Todos já vivemos alguma vez essa sensação contraditória entre a inveja e admiração por algum conhecido – talvez alguém que tem dois, quatro anos a menos que o outro, tem publicado e goza de certo reconhecimento que almejamos – como o que se passou entre Virginia e Katherine. Quando uma conhece a outra, estava disposta a oferecer-lhe as críticas mais venenosas e a cumplicidade mais profunda de alguém que a entende. A partir de então já não pode viver sem ela. Depois da sua morte, Virginia confessava em seu diário que estava escrevendo no vazio. Katherine já não a leria mais: “Tenho a sensação de que pensarei nela por intervalos durante toda minha vida. Tínhamos algo em comum que nunca encontrarei em ninguém mais”.

Sua literatura, a descobri quando tinha dezesseis anos, quando um colega de sala me emprestou um exemplar de Mrs. Dalloway. Treze anos depois, nada sei daquele garoto que só falava comigo na sala e nunca ficava conosco no recreio, mas seu exemplar de Woolf segue firme em minha estante acusando a passagem do tempo. Pouco entendi da senhora Dalloway; nem do seu empenho por comprar as malditas flores. Naquele tempo não sabia o que Virginia Woolf podia me oferecer. Mas alguns anos depois, já na faculdade, me interessei por seus diários, por sua correspondência, por todas as situações que havia por trás da grande escritora. Também tive vinte e cinco anos e um espírito cheio de sonhos de grandeza como Virginia. É com essa Virginia que mais me identifico, a mais humana, a mais cheia de defeitos, a apaixonada mulher que odiou e amou até os extremos.
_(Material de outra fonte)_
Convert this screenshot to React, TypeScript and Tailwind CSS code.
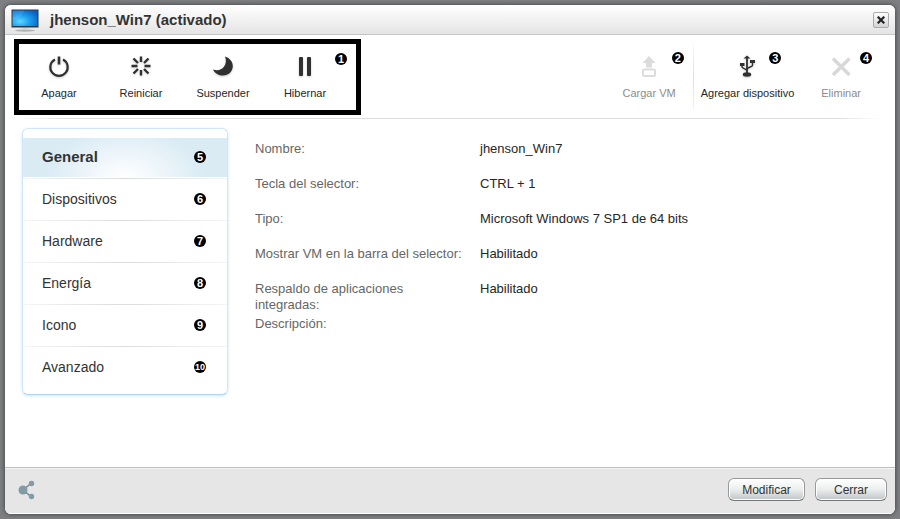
import type { ReactNode } from 'react';

const details = [
  ['Nombre:', 'jhenson_Win7'],
  ['Tecla del selector:', 'CTRL + 1'],
  ['Tipo:', 'Microsoft Windows 7 SP1 de 64 bits'],
  ['Mostrar VM en la barra del selector:', 'Habilitado'],
  ['Respaldo de aplicaciones integradas:', 'Habilitado'],
  ['Descripción:', ''],
];

const sections = ['General', 'Dispositivos', 'Hardware', 'Energía', 'Icono', 'Avanzado'];

function Badge({ n }: { n: number }) {
  return (
    <span
      className={`flex size-3 shrink-0 items-center justify-center rounded-full bg-black leading-3 font-bold text-white ${
        n > 9 ? 'text-[9px]' : 'text-[11px]'
      }`}
    >
      {n}
    </span>
  );
}

function ScreenIcon() {
  return (
    <svg width="28" height="23" viewBox="0 0 28 23" aria-hidden="true">
      <defs>
        <radialGradient id="screen" cx="0.3" cy="0.7" r="0.85">
          <stop offset="0" stopColor="#62d6ff" />
          <stop offset="0.45" stopColor="#1c9ff0" />
          <stop offset="1" stopColor="#0a5cc0" />
        </radialGradient>
      </defs>
      <ellipse cx="14" cy="21.500" rx="10" ry="1.200" fill="#8d8d8d" opacity="0.6" />
      <path d="M10 20.500h8l-1-2h-6z" fill="#d5dade" />
      <path d="M0.500 0.500h27V18.500H0.500z" fill="#2b3b48" />
      <path d="M1.500 1.500h25V17H1.500z" fill="url(#screen)" />
      <path d="M1.500 11C8 10 12 6 13 1.500H1.500z" fill="#fff" opacity="0.1" />
    </svg>
  );
}

const iconClass = 'size-6 drop-shadow-[0_1px_1px_rgba(0,0,0,0.2)]';
const fadedIconClass = 'size-6';

const icons: Record<string, ReactNode> = {
  power: (
    <svg viewBox="0 0 24 24" className={iconClass} fill="none" stroke="#303030" strokeWidth="2.200" aria-hidden="true">
      <path d="M8 5.400A8.700 8.700 0 1 0 16 5.400" />
      <path d="M12 2.500v8" strokeWidth="2.600" />
    </svg>
  ),
  restart: (
    <svg viewBox="0 0 24 24" className={iconClass} fill="none" stroke="#303030" strokeWidth="2.400" aria-hidden="true">
      <path d="M12 2.500v5.500M12 16v5.500M2.500 12h6M15.500 12h6M4.500 4.500l4.500 4.500M15 15l4.500 4.500M19.500 4.500l-4.500 4.500M9 15l-4.500 4.500" />
    </svg>
  ),
  moon: (
    <svg viewBox="0 0 24 24" className={iconClass} fill="#303030" aria-hidden="true">
      <path d="M14 2.500C19 4 22 8 21.800 12.500C21.500 17.500 17.500 21.500 12 21.500C8 21.500 4 19.500 2 15.500C6.500 17 10.500 16 12.800 13C15.300 9.700 15.500 6 14 2.500Z" />
    </svg>
  ),
  pause: (
    <svg viewBox="0 0 24 24" className={iconClass} fill="#303030" aria-hidden="true">
      <rect x="6" y="3" width="4" height="19" rx="1" />
      <rect x="14" y="3" width="4" height="19" rx="1" />
    </svg>
  ),
  upload: (
    <svg viewBox="0 0 24 24" className={fadedIconClass} fill="none" aria-hidden="true">
      <path d="M12 2l6.500 7H15V13.500H9V9H5.500z" fill="#dcdcdc" />
      <rect x="6" y="15.500" width="12" height="6.500" rx="1" stroke="#dcdcdc" strokeWidth="2" />
    </svg>
  ),
  usb: (
    <svg viewBox="0 0 24 24" className={iconClass} fill="none" stroke="#303030" strokeWidth="1.400" aria-hidden="true">
      <path d="M12 3v17" strokeWidth="1.800" />
      <path d="M12 1.500l3.500 3h-7z" fill="#303030" stroke="none" />
      <path d="M7 10v3c0 1 3.500 1.500 5 3.500M17.500 7v4.500c0 1-4 1.500-5.500 3.500" />
      <path d="M5 9h4.500v3H5zM15 6h5v3h-5z" fill="#303030" stroke="none" />
      <ellipse cx="12" cy="20.500" rx="4.200" ry="2.200" fill="#303030" stroke="none" />
    </svg>
  ),
  remove: (
    <svg viewBox="0 0 24 24" className={fadedIconClass} fill="none" stroke="#d8d8d8" strokeWidth="3.500" aria-hidden="true">
      <path d="M4 4.500l16.500 16.500M20.500 4.500l-16.500 16.500" />
    </svg>
  ),
};

interface ToolProps {
  icon: string;
  label: string;
  disabled?: boolean;
}

function Tool({ icon, label, disabled }: ToolProps) {
  return (
    <button
      type="button"
      disabled={disabled}
      className="flex h-[46px] flex-col items-center justify-between text-[11px] leading-[14px] whitespace-nowrap text-[#262626] disabled:text-[#8c8c8c]"
    >
      {icons[icon]}
      {label}
    </button>
  );
}

function FooterButton({ children, width }: { children: string; width: string }) {
  return (
    <button
      type="button"
      className={`${width} h-[23px] rounded-md border border-[#999] border-b-[#777] bg-linear-to-b from-white via-[#eceeee] to-[#bfc4c5] text-xs text-[#333] shadow-[inset_0_0_0_1px_#fff]`}
    >
      {children}
    </button>
  );
}

export default function App() {
  return (
    <div className="flex min-h-screen flex-col bg-[#7e7f82] p-[5px] font-['Liberation_Sans',Arial,sans-serif]">
      <div className="flex grow flex-col overflow-hidden rounded-md bg-white shadow-[0_0_5px_rgba(0,0,0,0.55)]">
        <header className="flex h-[30px] items-center border-b border-[#c6c6c6] bg-linear-to-b from-white to-[#e4e4e4] px-[6px]">
          <div className="pt-[2px]">
            <ScreenIcon />
          </div>
          <h1 className="grow pt-[2px] pl-[11px] text-[15px] font-bold text-[#333]">jhenson_Win7 (activado)</h1>
          <button
            type="button"
            aria-label="Cerrar ventana"
            className="flex size-4 items-center justify-center rounded-xs border border-[#aaa] bg-linear-to-b from-white to-[#d2d4d8]"
          >
            <svg width="8" height="8" viewBox="0 0 8 8" stroke="#222" strokeWidth="2.200" aria-hidden="true">
              <path d="M0.700 0.700l6.600 6.600M7.300 0.700L0.700 7.300" />
            </svg>
          </button>
        </header>

        <div className="mx-[9px] flex items-start justify-between pt-1">
          <div className="flex h-[76px] w-[347px] items-start border-[5px] border-black pt-[10px]">
            <div className="-ml-px grid w-[328px] shrink-0 grid-cols-4">
              <Tool icon="power" label="Apagar" />
              <Tool icon="restart" label="Reiniciar" />
              <Tool icon="moon" label="Suspender" />
              <Tool icon="pause" label="Hibernar" />
            </div>
            <div className="-mt-px -ml-[11px]">
              <Badge n={1} />
            </div>
          </div>
          <div className="flex items-start pt-[7px] pr-[14px]">
            <div className="flex pt-2">
              <Tool icon="upload" label="Cargar VM" disabled />
            </div>
            <div className="-ml-1 pt-[6px]">
              <Badge n={2} />
            </div>
            <div className="ml-[9px] h-16 w-px bg-linear-to-b from-[#f5f5f5] via-[#ddd] to-[#f5f5f5]" />
            <div className="flex pt-2 pl-[7px]">
              <Tool icon="usb" label="Agregar dispositivo" />
            </div>
            <div className="-ml-[25px] pt-[6px]">
              <Badge n={3} />
            </div>
            <div className="flex pt-2 pl-10">
              <Tool icon="remove" label="Eliminar" disabled />
            </div>
            <div className="-ml-px pt-[6px]">
              <Badge n={4} />
            </div>
          </div>
        </div>
        <div className="mx-[14px] mt-[3px] h-px shrink-0 bg-[linear-gradient(to_right,transparent,#ddd_5%,#ddd_95%,transparent)]" />

        <main className="flex grow items-start pt-[9px] pl-[17px]">
          <nav
            aria-label="Secciones"
            className="w-[206px] shrink-0 rounded-md border border-[#cfe6f8] border-b-[#aed4f6] pt-[9px] pb-[6px] shadow-[0_1px_3px_rgba(130,190,240,0.4)]"
          >
            {sections.map((section, i) => (
              <div key={section}>
                {i > 0 && (
                  <div className="h-px bg-linear-to-r from-[#f5f5f5] via-[#dcdcdc] to-[#f5f5f5]" />
                )}
                <button
                  type="button"
                  aria-current={i === 0 ? 'page' : undefined}
                  className={`flex w-full items-center justify-between pr-[21px] pb-px pl-[19px] text-left text-[#333] ${
                    i === 0
                      ? 'mb-px h-[39px] bg-[radial-gradient(ellipse_80px_48px_at_50%_100%,#fff,#daebf4)] text-[15px] font-bold'
                      : 'h-[41px] text-sm'
                  }`}
                >
                  {section}
                  <Badge n={i + 5} />
                </button>
              </div>
            ))}
          </nav>
          <dl className="min-w-0 grow pt-[13px] pl-[27px] text-[13px] leading-4">
            {details.map(([label, value]) => (
              <div key={label} className="flex min-h-[35px]">
                <dt className="w-[225px] shrink-0 pr-[15px] pb-[3px] text-[#666]">{label}</dt>
                <dd className="text-[#262626]">{value}</dd>
              </div>
            ))}
          </dl>
        </main>

        <footer className="flex h-[47px] items-center border-t border-b border-t-[#bdbdbd] border-b-white bg-[#e6e6e6] pr-2 pb-[2px] pl-[13px] shadow-[inset_0_1px_0_#f5f5f5]">
          <button type="button" aria-label="Compartir">
            <svg width="18" height="20" viewBox="0 0 18 20" fill="#829ba6" aria-hidden="true">
              <path d="M5 10l8.500-7M5 10l8.500 7" stroke="#70858f" strokeWidth="1.500" />
              <circle cx="5" cy="10" r="4.500" />
              <circle cx="13.500" cy="3.500" r="2.700" />
              <circle cx="13.500" cy="16.500" r="2.700" />
            </svg>
          </button>
          <div className="ml-auto flex gap-[10px]">
            <FooterButton width="w-[77px]">Modificar</FooterButton>
            <FooterButton width="w-[72px]">Cerrar</FooterButton>
          </div>
        </footer>
      </div>
    </div>
  );
}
Em Sobre la escritura, uma edição que foi publicada com fragmentos da correspondência de Virginia Woolf (no universo de língua espanhola), Federico Sabatini conta que suas cartas “têm o mérito inestimável de mostrar como a autora se apresentava aos demais, o modo como queria ser percebida, entendida e lembrada”. Nos primeiros anos de faculdade, quando começava a estabelecer meu próprio cânone literário, as cartas de Virginia tinham um lugar privilegiado. Quanta espontaneidade! Quanta ironia se desprendia daí! Inclusive durante alguns meses tive a intenção de reproduzir o estilo de suas missivas em meus e-mails, mas meus destinatários não chegavam a compreender minhas motivações.

Eu, igual a Woolf, queria ser uma epistológrafa profissional. Ela escrevia cartas e diários porque era praticamente um dever social fazer isso. Como sempre, se movimentava entre dois extremos: “como odeio e detesto escrever cartas” ou “como que posso gostar mais na vida além de escrever cartas? Cartas a diário, cartas longas, cartas escritas no alto da torre rodeada de cisnes” ou “a morte será muito enfadonha: na tumba não existem as cartas”. Que podia gostar mais que lê-las? Nelas há drama, poesia, conselhos sobre a escrita, comentários, metáforas, humor... um pouco de cada coisa das caras de sua poliédrica existência.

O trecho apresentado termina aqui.